Under state law, the ballots will have to be 100 percent recounted and the few ballots that were dropped off last minute at the post office will be added in.
But Humboldt County registrar of voters Carolyn Crnich said she expects only minor amendments to the results to appear in the next few days.
In the case of Fruitland Ridge, however, Crnich said the community will just have to wait and see. “The official results will appear in the next few days,” she said. “We will know then.”
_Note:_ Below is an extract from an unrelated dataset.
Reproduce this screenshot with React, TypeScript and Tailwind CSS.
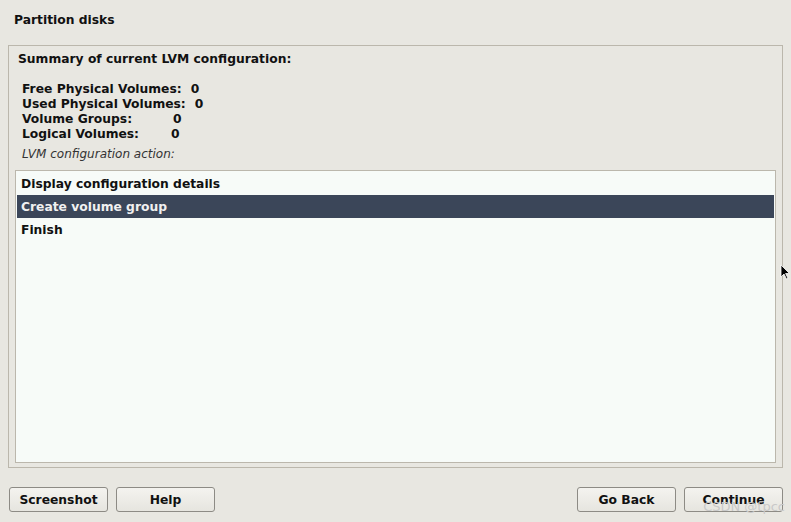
import React from "react";

const stats: [string, string, number][] = [
  ["Free Physical Volumes:", "0", 9],
  ["Used Physical Volumes:", "0", 9],
  ["Volume Groups:", "0", 41],
  ["Logical Volumes:", "0", 32],
];

const items = ["Display configuration details", "Create volume group", "Finish"];

function Btn({ label }: { label: string }) {
  return (
    <button className="w-[99px] h-[25px] pt-px rounded-[3px] border border-[#8d8b85] bg-gradient-to-b from-[#f4f3ef] to-[#e6e5df] text-[12.3px] font-bold text-[#111] leading-none">
      {label}
    </button>
  );
}

export default function App() {
  return (
    <div
      className="relative w-[791px] h-[522px] overflow-hidden bg-[#e8e7e1] text-[12.3px] text-[#111]"
      style={{ fontFamily: '"DejaVu Sans", sans-serif' }}
    >
      <div className="h-[45px] pl-[14px] pt-[11px] font-bold">Partition disks</div>

      <div className="mx-[8px] h-[423px] border border-[#bbb7ac] px-[6px] pt-[6px] flex flex-col">
        <div className="pl-[3px] font-bold leading-[15px]">Summary of current LVM configuration:</div>
        <div className="pl-[7px] mt-[15px] font-bold leading-[15px]">
          {stats.map(([k, v, gap]) => (
            <div key={k} className="flex">
              <span>{k}</span>
              <span style={{ marginLeft: gap }}>{v}</span>
            </div>
          ))}
        </div>
        <div className="pl-[7px] mt-[5px] italic text-[12px] text-[#333] leading-[15px]">
          LVM configuration action:
        </div>
        <div className="mt-[8px] h-[293px] border border-[#bbb7ac] bg-[#f7fbf8] p-px">
          {items.map((it, i) => (
            <div
              key={it}
              className={`h-[23px] pl-[4px] pt-[2px] flex items-center font-bold ${
                i === 1 ? "bg-[#3b4659] text-[#f0f0f0]" : ""
              }`}
            >
              {it}
            </div>
          ))}
        </div>
      </div>

      <div className="flex items-center justify-between pl-[9px] pr-[8px] mt-[19px]">
        <div className="flex gap-[8px]">
          <Btn label="Screenshot" />
          <Btn label="Help" />
        </div>
        <div className="flex gap-[8px]">
          <Btn label="Go Back" />
          <Btn label="Continue" />
        </div>
      </div>

      <div className="absolute right-[6px] bottom-[6px] text-[13px] text-[#c9c9c9]">
        CSDN @tpcc
      </div>

      <svg className="absolute left-[780px] top-[264px]" width="11" height="16" viewBox="0 0 11 16">
        <path d="M1 1 L1 13 L4 10 L6.5 15 L8 14.3 L5.6 9.5 L9.5 9.5 Z" fill="#000" stroke="#fff" strokeWidth="0.8" />
      </svg>
    </div>
  );
}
Kaci Poor can be reached at 441-0504 or firstname.lastname@example.org.
AT A GLANCE:
Fire Protection District results:
Registered voters: 430
Percent who voted: 50.47%
Yes vote: 85.25%
No vote: 14.75%
The proposed district will encompass 28,172 acres and serve an estimated 603 residents and 373 housing units. The proposed special tax will be assessed annually on all property owners at $85 per parcel of land.
Registered voters: 351
Percent who voted: 33.33%
Yes vote: 78.95%
No vote: 21.05%
The district will encompass 125,653 acres and serve an estimated 601 residents and 360 housing units. The special tax will be assessed annually on all property owners at $10 for undeveloped parcels of land, $75 for single-family developed parcels of land and $100 for developed parcels of land containing commercial structures and manufactured home parks.
_ Fruitland Ridge
Registered voters: 193
Percent who voted: 48.70%
Yes vote: 64.84%
No vote: 35.16%
The district would have encompassed 12,671 acres and serve an estimated 338 residents and 199 housing units. The special tax would have been assessed annually on all property owners at $60 per parcel of land.
_ Palo Verde
Registered voters: 183
Percent who voted: 26.78%
Yes vote: 14.29%
No vote: 85.71%
The district would have encompassed 28,134 acres and serve an estimated 233 residents and 161 housing units. The special tax would have been assessed annually on all property owners at $150 for developed parcels of land and $75 for undeveloped parcels of land.